シンプルで洗礼され遊び心がある。そんな印象で大好きなデザイナーだが、概念的で哲学的なデザイナーであったことをこの映画で知った。例えば有名なイームズチェアではたくさんの人の座った体型のサンプリングをとり、全ての人が座り心地の良い形を模索している。近代化、大量生産、軽量、低価格の時代にあって、その技術だけで終わるのではなく人と技術を結びつけ、時代の空気感を表現し、民主化を表現していたのではないだろうか。他に印象的なのは冷戦時代にモスクワで開かれたアメリカ博覧会の映像製作「アメリカの一日」である。高速道路や星空や街の灯りなど普遍的なアメリカのランドスケープとアメリカ人の日常生活を映し、お互いの国が何も変わらないことを表現している。そして最後のチャールズは飛行機の映像にしようとしたが、レイがロケットを意識させるからと止め、わすれな草の花の映像で終わっているところが感動的である。軍事力を示すのではなく友好の花を示したのではないだろうか。「Powers of ten」では数字を地理のスケールをに可視化するという方法で世の中の意味に迫っている。イームズの概念が良く表れた映像ではないだろうか。


もうひとつ感動したのは建築家としてのチャールズの姿勢である。家具や建物から映像や写真など様々な表現分野を横断するイームズであるが、建築家という肩書きはものの見方を示していると言っていたのが、今の自分のモヤモヤを吹き飛ばしてくれた。

また先見の目があり「フランクリンとジェファーソンの世界」展では膨大な展示と膨大な文章でNYのブルックリン美術館で大不評に終わるのだが、今のコンピューター社会であれば可能な展示であった。これが未来の展覧会を示唆したものであるのかどうかは定かではないが、IBMコンピューターの宣伝映像なども手がけていたイームズは時代を見ていたのは確かである。

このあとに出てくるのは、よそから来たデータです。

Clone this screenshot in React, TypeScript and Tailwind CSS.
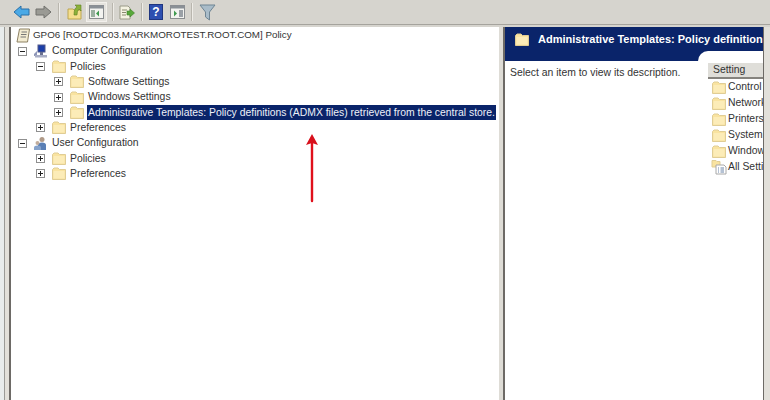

先日見たカリフォルニアデザイン展と合わせて、アメリカの近代化や人口増加、冷戦時代とミッドセンチュリーデザインがいかに対応しているかが良くわかった。私たちはふたりのイームズの概念と厳しい時代でも楽観的で遊び心を忘れないところを継承し、今の時代と未来を考えてデザインをしなければいけない。